====== PROVIDED DATA

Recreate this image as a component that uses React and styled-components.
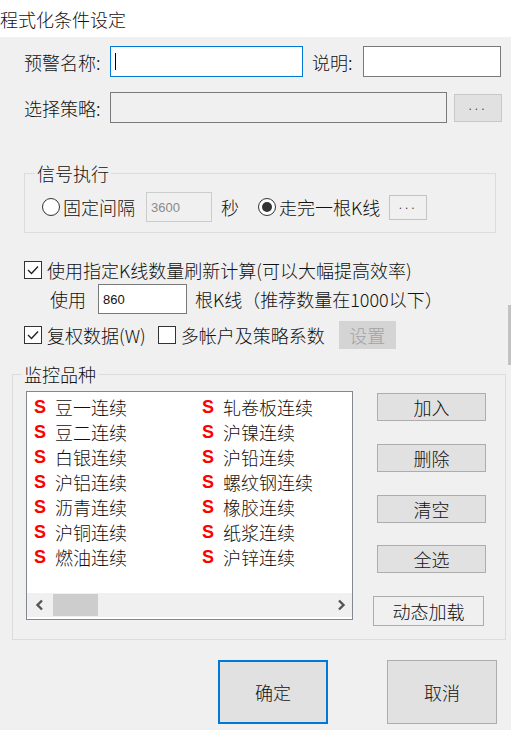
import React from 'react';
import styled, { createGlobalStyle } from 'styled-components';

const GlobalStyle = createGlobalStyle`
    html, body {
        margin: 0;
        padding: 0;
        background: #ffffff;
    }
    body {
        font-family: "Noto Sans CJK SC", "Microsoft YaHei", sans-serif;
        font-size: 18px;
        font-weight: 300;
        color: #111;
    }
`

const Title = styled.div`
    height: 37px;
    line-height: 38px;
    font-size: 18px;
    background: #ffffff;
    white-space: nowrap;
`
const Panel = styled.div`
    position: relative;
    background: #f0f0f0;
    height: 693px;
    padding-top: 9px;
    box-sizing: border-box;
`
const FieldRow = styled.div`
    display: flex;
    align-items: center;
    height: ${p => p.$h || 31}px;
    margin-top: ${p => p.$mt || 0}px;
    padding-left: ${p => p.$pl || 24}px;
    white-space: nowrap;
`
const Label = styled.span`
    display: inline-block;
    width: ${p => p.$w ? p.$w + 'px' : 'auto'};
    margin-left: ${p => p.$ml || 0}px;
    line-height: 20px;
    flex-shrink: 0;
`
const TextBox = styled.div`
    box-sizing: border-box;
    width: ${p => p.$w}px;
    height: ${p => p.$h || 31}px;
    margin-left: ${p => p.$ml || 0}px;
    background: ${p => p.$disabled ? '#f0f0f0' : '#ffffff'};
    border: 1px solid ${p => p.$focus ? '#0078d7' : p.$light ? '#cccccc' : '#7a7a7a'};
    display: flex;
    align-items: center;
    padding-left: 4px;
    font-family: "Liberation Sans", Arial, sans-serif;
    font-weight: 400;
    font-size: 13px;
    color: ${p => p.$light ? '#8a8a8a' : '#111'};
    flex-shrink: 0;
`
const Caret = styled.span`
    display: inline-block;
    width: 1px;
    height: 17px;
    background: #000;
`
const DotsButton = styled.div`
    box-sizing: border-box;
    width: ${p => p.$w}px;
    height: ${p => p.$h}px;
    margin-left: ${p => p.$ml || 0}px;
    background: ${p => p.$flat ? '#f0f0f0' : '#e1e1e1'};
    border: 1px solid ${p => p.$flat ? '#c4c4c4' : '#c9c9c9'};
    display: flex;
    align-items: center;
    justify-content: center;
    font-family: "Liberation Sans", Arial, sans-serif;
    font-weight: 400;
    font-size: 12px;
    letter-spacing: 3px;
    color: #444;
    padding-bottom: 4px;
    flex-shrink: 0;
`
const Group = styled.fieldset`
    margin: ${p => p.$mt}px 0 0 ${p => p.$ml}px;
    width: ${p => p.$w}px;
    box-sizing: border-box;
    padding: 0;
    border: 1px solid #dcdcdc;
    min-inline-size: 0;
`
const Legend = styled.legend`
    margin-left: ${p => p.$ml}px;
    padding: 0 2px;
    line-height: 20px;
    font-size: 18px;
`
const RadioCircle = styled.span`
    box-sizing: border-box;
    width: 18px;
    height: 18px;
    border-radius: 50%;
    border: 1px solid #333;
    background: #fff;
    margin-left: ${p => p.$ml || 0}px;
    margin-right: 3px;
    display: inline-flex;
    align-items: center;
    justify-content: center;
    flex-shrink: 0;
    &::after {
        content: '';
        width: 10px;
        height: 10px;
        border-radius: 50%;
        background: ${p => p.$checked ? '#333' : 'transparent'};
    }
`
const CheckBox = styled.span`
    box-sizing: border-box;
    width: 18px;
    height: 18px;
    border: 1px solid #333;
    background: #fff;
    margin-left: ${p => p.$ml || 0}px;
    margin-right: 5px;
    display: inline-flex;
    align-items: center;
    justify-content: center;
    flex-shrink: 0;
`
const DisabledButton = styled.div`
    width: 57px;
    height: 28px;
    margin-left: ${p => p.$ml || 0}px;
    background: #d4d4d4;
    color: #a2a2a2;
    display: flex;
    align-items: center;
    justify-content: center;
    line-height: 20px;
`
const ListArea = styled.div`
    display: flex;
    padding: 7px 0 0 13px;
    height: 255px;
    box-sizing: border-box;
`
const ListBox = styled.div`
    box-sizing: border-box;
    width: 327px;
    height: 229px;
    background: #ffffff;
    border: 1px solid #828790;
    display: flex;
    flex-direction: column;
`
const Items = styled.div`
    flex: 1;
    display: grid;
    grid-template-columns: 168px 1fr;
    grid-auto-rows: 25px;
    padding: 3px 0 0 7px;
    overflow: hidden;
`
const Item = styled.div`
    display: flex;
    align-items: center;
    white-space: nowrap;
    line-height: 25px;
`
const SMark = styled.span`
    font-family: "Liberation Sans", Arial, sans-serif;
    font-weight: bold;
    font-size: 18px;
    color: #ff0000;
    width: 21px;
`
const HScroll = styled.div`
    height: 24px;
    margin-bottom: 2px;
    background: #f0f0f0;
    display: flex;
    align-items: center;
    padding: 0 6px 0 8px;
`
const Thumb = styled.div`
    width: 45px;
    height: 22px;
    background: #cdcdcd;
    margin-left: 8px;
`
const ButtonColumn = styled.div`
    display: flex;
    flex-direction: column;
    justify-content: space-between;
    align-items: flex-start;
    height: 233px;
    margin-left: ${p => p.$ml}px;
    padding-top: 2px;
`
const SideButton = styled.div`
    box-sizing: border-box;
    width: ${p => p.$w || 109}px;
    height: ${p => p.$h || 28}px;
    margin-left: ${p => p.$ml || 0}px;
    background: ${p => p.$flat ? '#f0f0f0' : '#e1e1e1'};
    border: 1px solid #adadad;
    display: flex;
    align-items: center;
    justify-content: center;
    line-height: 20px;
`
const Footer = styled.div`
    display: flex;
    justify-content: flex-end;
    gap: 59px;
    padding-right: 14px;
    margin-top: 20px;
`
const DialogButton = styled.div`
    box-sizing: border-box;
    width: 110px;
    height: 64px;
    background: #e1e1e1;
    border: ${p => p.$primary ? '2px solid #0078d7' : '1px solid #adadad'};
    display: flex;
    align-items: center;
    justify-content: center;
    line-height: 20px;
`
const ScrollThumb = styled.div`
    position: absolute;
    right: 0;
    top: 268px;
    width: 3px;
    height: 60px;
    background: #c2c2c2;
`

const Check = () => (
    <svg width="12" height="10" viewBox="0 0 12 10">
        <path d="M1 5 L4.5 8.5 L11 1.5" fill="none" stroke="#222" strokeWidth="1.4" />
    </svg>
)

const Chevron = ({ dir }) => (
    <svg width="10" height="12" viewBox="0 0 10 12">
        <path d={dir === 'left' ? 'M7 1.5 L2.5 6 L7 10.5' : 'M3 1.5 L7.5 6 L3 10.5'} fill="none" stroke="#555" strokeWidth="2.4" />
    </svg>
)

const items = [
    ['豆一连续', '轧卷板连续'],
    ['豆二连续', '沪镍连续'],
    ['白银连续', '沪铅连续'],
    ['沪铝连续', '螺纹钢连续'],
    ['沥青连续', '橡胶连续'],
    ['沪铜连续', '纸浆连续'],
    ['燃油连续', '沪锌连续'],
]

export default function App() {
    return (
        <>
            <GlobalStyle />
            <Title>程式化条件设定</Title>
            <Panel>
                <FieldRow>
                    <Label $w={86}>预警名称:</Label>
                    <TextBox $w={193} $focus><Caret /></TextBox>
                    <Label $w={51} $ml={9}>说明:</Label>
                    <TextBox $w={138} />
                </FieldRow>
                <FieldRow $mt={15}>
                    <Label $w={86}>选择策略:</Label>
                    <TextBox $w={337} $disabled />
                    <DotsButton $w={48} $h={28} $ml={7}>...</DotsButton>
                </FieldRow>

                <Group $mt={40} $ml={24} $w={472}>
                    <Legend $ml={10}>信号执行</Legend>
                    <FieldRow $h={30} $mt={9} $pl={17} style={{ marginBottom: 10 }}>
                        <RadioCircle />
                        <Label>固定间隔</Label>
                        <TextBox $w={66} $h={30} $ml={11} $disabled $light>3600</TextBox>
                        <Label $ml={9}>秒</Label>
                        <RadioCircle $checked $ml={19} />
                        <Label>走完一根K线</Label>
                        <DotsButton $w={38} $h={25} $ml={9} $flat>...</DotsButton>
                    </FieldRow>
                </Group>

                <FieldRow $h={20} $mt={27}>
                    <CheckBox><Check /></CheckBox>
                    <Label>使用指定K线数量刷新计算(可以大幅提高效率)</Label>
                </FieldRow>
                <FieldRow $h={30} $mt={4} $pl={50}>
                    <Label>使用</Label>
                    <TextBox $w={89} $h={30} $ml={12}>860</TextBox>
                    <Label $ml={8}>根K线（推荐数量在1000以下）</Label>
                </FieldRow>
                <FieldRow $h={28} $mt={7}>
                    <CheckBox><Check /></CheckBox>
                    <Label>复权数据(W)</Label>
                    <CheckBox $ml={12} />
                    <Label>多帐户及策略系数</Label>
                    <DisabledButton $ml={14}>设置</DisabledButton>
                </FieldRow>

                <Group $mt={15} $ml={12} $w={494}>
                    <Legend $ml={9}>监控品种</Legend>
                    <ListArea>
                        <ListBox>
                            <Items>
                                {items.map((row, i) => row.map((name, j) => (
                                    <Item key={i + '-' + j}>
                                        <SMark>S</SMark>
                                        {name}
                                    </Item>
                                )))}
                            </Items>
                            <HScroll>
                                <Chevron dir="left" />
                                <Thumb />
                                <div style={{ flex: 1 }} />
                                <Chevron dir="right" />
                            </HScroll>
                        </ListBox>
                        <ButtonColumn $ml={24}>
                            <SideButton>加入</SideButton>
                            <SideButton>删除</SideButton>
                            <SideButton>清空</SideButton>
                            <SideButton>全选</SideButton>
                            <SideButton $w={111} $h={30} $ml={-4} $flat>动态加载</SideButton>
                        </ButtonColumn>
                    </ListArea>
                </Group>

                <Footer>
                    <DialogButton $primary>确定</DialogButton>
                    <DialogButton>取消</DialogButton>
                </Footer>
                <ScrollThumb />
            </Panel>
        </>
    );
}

============

## TASK TO COMPLETE
List each line in the listing that contains the string "React".

## EXERCISE OUTPUT
Recreate this image as a component that uses React and styled-components.
import React from 'react';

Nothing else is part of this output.